CAVE Man of the week: George Chuvalo

After his 1966 tussle with the champ, Ali went on record to say that Chuvalo was his toughest opponent.

Georges St. Pierre, Steve Molitor and Georges Laraque are Canadian champions of their respective sports. These household names owe much of their success and popularity to television and the media who are always looking for that great Canadian story. Despite the odds, the person is able to wave the red and white flag proudly, representing this great nation in the only way they know how: through hard work and dedication, while embodying the Canadian spirit. George Chuvalo may not have the same allure of today’s crop of great Canadian fighters but he was the quintessential fighter that Canadians of all generations can look up to.

George Chuvalo was one of the best boxers of his generation but his popularity has diminished overtime because young Canadians do not appreciate the history of boxing, unless Muhammad Ali is mentioned of course. Chuvalo grew up in Toronto’s Junction area, where a young man would pick up a boxing magazine and decide to pursue a dream. Toronto is a place that you’d expect to see the next great hockey player, not a heavyweight boxing champion. Chuvalo, who established popularity early in his fighting career, would fight the most relevant of fighters of his era. From Floyd Patterson (1965 fight of the year) to Ernie Terrell and even Muhammad Ali twice. George, despite the odds, represented himself and Canada wonderfully even though the results on the scorecard showed otherwise. His passion, hard-work and unbreakable jaw lead him to a career record of 73-18-2, including sixty-four knockouts, all of this while never having his back touch the floor of the ring. The stout canuck gained mass popularity because he represented the true essences of Canada: a blue-collar work-ethic, modesty and toughness. In an era where people held a microphone to fighter’s mouths, waiting for the next piece of journalistic gold, the kid from Dundas Street did all of his talking in the ring.

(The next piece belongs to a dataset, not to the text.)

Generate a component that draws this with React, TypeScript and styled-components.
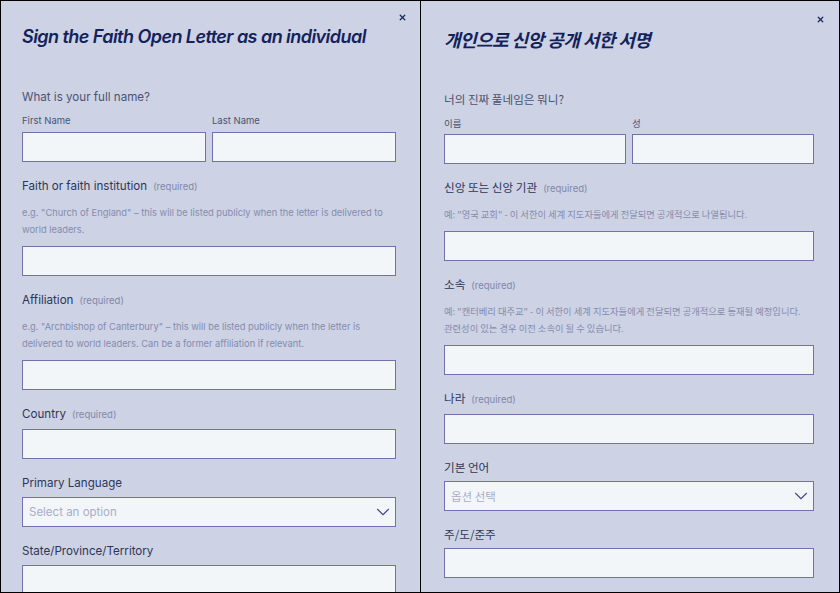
import React from 'react'
import styled, { createGlobalStyle } from 'styled-components'
import { ChevronDown, X } from 'lucide-react'

const GlobalStyle = createGlobalStyle`
  html, body {
    margin: 0;
    padding: 0;
    background: #cdd2e5;
  }
  * {
    box-sizing: border-box;
  }
`;

const Frame = styled.div`
  display: flex;
  width: 840px;
  height: 593px;
  border: 1px solid #000;
  overflow: hidden;
  background: #cdd2e5;
`;

const Panel = styled.section<{ $kr?: boolean }>`
  position: relative;
  flex: 0 0 419px;
  padding: ${(p) => (p.$kr ? '25px 25px 0 23px' : '23px 24px 0 21px')};
  border-left: ${(p) => (p.$kr ? '1px solid #000' : 'none')};
  font-family: ${(p) =>
    p.$kr ? '"Noto Sans CJK KR", "Noto Sans", sans-serif' : 'Inter, "Noto Sans", sans-serif'};
  word-break: ${(p) => (p.$kr ? 'keep-all' : 'normal')};
  color: #343c5e;
`;

const CloseButton = styled.button<{ $kr?: boolean }>`
  position: absolute;
  top: ${(p) => (p.$kr ? '14px' : '12px')};
  right: ${(p) => (p.$kr ? '14px' : '13px')};
  display: flex;
  padding: 0;
  border: 0;
  background: none;
  color: #1b2a5c;
  cursor: pointer;
`;

const Title = styled.h2`
  margin: 0 0 38px;
  font-size: 18px;
  line-height: 26px;
  font-weight: 600;
  font-style: italic;
  color: #13225a;
  letter-spacing: -0.55px;
`;

const Question = styled.div`
  margin-bottom: 8px;
  font-size: 11.6px;
  line-height: 18px;
  color: #4a5273;
`;

const NameRow = styled.div`
  display: grid;
  grid-template-columns: 1fr 1fr;
  gap: 6px;
`;

const SubLabel = styled.label`
  display: block;
  margin-bottom: 4px;
  font-size: 9.5px;
  line-height: 14px;
  color: #4a5273;
`;

const Field = styled.div<{ $kr?: boolean }>`
  margin-top: ${(p) => (p.$kr ? '14px' : '15px')};
`;

const Label = styled.label`
  display: block;
  margin-bottom: 5px;
  font-size: 11.6px;
  line-height: 18px;
  color: #2e3658;
`;

const Required = styled.span`
  margin-left: 6px;
  font-family: Inter, "Noto Sans", sans-serif;
  font-size: 9.5px;
  color: #8088a9;
`;

const Help = styled.p`
  margin: 8px 0 8px;
  font-size: 9.3px;
  line-height: 17px;
  color: #858cae;
`;

const Input = styled.input`
  display: block;
  width: 100%;
  height: 30px;
  margin: 0;
  padding: 0 8px;
  border: 1px solid #7370ad;
  background: #f3f6f8;
  font: inherit;
`;

const SelectBox = styled.div`
  display: flex;
  align-items: center;
  justify-content: space-between;
  height: 30px;
  padding: 0 1px 0 6px;
  border: 1px solid #7370ad;
  background: #f3f6f8;
  font-size: 11.5px;
  color: #a9abcb;
  svg {
    color: #45488f;
  }
`;

type Copy = {
  kr?: boolean;
  title: string;
  question: string;
  first: string;
  last: string;
  faith: string;
  faithHelp: string;
  affiliation: string;
  affiliationHelp: string;
  country: string;
  language: string;
  placeholder: string;
  state: string;
};

const english: Copy = {
  title: 'Sign the Faith Open Letter as an individual',
  question: 'What is your full name?',
  first: 'First Name',
  last: 'Last Name',
  faith: 'Faith or faith institution',
  faithHelp:
    'e.g. "Church of England" – this will be listed publicly when the letter is delivered to world leaders.',
  affiliation: 'Affiliation',
  affiliationHelp:
    'e.g. "Archbishop of Canterbury" – this will be listed publicly when the letter is delivered to world leaders. Can be a former affiliation if relevant.',
  country: 'Country',
  language: 'Primary Language',
  placeholder: 'Select an option',
  state: 'State/Province/Territory',
};

const korean: Copy = {
  kr: true,
  title: '개인으로 신앙 공개 서한 서명',
  question: '너의 진짜 풀네임은 뭐니?',
  first: '이름',
  last: '성',
  faith: '신앙 또는 신앙 기관',
  faithHelp: '예: "영국 교회" - 이 서한이 세계 지도자들에게 전달되면 공개적으로 나열됩니다.',
  affiliation: '소속',
  affiliationHelp:
    '예: "캔터베리 대주교" - 이 서한이 세계 지도자들에게 전달되면 공개적으로 등재될 예정입니다. 관련성이 있는 경우 이전 소속이 될 수 있습니다.',
  country: '나라',
  language: '기본 언어',
  placeholder: '옵션 선택',
  state: '주/도/준주',
};

function SignForm({ copy }: { copy: Copy }) {
  const kr = copy.kr;
  return (
    <Panel $kr={kr}>
      <CloseButton $kr={kr} aria-label="Close">
        <X size={9} strokeWidth={3.5} />
      </CloseButton>
      <Title>{copy.title}</Title>

      <Question>{copy.question}</Question>
      <NameRow>
        <div>
          <SubLabel>{copy.first}</SubLabel>
          <Input />
        </div>
        <div>
          <SubLabel>{copy.last}</SubLabel>
          <Input />
        </div>
      </NameRow>

      <Field $kr={kr}>
        <Label>
          {copy.faith}
          <Required>(required)</Required>
        </Label>
        <Help>{copy.faithHelp}</Help>
        <Input />
      </Field>

      <Field $kr={kr}>
        <Label>
          {copy.affiliation}
          <Required>(required)</Required>
        </Label>
        <Help>{copy.affiliationHelp}</Help>
        <Input />
      </Field>

      <Field $kr={kr}>
        <Label>
          {copy.country}
          <Required>(required)</Required>
        </Label>
        <Input />
      </Field>

      <Field $kr={kr}>
        <Label>{copy.language}</Label>
        <SelectBox>
          <span>{copy.placeholder}</span>
          <ChevronDown size={22} strokeWidth={1.2} />
        </SelectBox>
      </Field>

      <Field $kr={kr}>
        <Label>{copy.state}</Label>
        <Input />
      </Field>
    </Panel>
  );
}

export default function App() {
  return (
    <>
      <GlobalStyle />
      <Frame>
        <SignForm copy={english} />
        <SignForm copy={korean} />
      </Frame>
    </>
  );
}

After his 1966 tussle with the champ, Ali went on record to say that Chuvalo was his toughest opponent. No one gave George any chance of standing with Ali, let alone winning the fight. The reporters from established American newspapers like the New York Times were all eating their words after the scrappy Canadian went the distance. “Some of us had said this Canadian should have been selling peanuts in the aisles rather than throwing punches in the ring. We were wrong. ” He may have lost the fight, but Chuvalo won something just as important, respect.


George Chuvalo retired in 1979. His career was full of ups and downs. He evolved from the label of a “punching bag,” to going the distance with the greatest ever. George will always be remembered as a proud fighter who never took a step backward. His face should be on the Mount Rushmore of great Canadian fighters. I am proud that I learned about George Chuvalo’s story because, like him, we are all trying to be the best at our profession. In a sport dominated by Americans, Chuvalo reminded the boxing world that Canada’s best can go toe to toe with anyone. Canada’s greatest boxer may not have won the championship but he was pound for pound one of the toughest men to ever lace them up. No scorecard could ever take that away from him.